Quale processo di pace?
Analisi di Michelle Mazel
A destra: la road map verso la pace dei terroristi arabi palestinesi
(traduzione di Yehudit Weisz)
Tralasciando per un momento la situazione in Ucraina, Stati Uniti, Unione Europea e alcuni Paesi arabi esprimono la loro preoccupazione per la decisione israeliana di autorizzare la costruzione di nuove abitazioni in Giudea e Samaria. Infatti per il Segretario di Stato americano, questa decisione potrebbe essere fatale per quello che lui si ostina a chiamare “il processo di pace.” Sarebbe interessante avere maggiori dettagli sull'oggetto della sua sollecitudine. La pace, tutti sanno di cosa si tratta. Ma il processo? Prendendo come riferimento il dizionario Larousse, il processo è una “Sequenza ordinata di fatti o di fenomeni che rispondono ad un certo schema e che portano a qualcosa.” È difficile qualificare come una sequenza ordinata ciò che è accaduto e ciò che sta accadendo nel contesto di quello che è anche comunemente chiamato il conflitto israelo-palestinese.
Di difficile comprensione è anche l'affermazione di un portavoce del Dipartimento di Stato, che afferma che “l'Amministrazione Biden si oppone fermamente all'espansione degli insediamenti, che acuisce le tensioni e mina la fiducia tra le parti.” Ma che tipo di fiducia c'è tra le parti? E per quanto riguarda le tensioni, è difficile vedere come potrebbero essere ulteriormente esacerbate. Bisogna guardare le cose in faccia. Le cancellerie occidentali sono determinate a portare avanti una soluzione a due Stati: che Israele e “Palestina” vivano in pace e armonia per la più grande felicità di entrambi i popoli. Non si preoccupano però di alcuni piccoli ostacoli su quel percorso. Prendiamo in considerazione questo Stato di Palestina. Per la comunità internazionale, l'Autorità palestinese rappresenta i Palestinesi. Ma i palestinesi, loro, vedono tutti questa Autorità parlare a loro nome? Questo non è certamente il caso della Striscia di Gaza. Hamas, che vi ha preso il potere, cacciando i rappresentanti di Ramallah con un sanguinoso colpo di Stato, non ne riconosce l'autorità; inoltre per questa organizzazione terroristica la soluzione del conflitto passa attraverso la distruzione di Israele e l'instaurazione di un califfato islamico sulle sue rovine, e su quelle dell'Autorità. Come ha affermato così bene il suo leader Yahia Sinwar nel maggio del 2021, “la liberazione è al centro della visione strategica di Hamas, che comprende la liberazione totale della Palestina, dal mare al fiume, e il ritorno dei rifugiati nella loro patria.”
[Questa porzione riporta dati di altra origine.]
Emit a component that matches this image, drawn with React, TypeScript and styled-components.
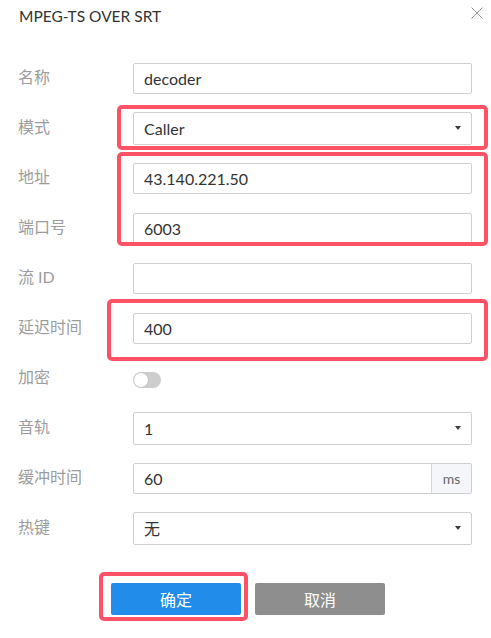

Dal mare al fiume, cioè dal Mediterraneo al Giordano. Non potrebbe essere stato più chiaro. Quanto a Mahmoud Abbas,“Abu Mazen”, il cui mandato presidenziale è scaduto da tempo, non contribuisce forse ad “esacerbare le tensioni” continuando a glorificare i terroristi che vengono a massacrare i civili in Israele, qualificando come “martiri” coloro che vengono uccisi dalle forze dell'ordine e pagando stipendi a coloro che sono stati catturati e stanno scontando lunghe condanne? Inoltre, è stato inutile che dei leader israeliani – Ehud Barak, Ehud Olmert e Tzipi Livni – si siano mostrati pronti a fare difficili concessioni per raggiungere un accordo. Sfortunatamente, le cancellerie occidentali, che non possono non essere consapevoli di ciò che sta realmente accadendo, non sono riuscite a capire che nulla di ciò che Israele potrebbe offrire soddisferebbe una leadership palestinese che insegna ai suoi giovani a odiare gli ebrei e che si ostina a chiamare gli abitanti di Tel Aviv o Haifa “coloni.” I Paesi del Golfo, invece, hanno capito. Senza aspettare una soluzione ipotetica, si sono aggiunti all'Egitto e alla Giordania e hanno fatto la pace con lo Stato ebraico.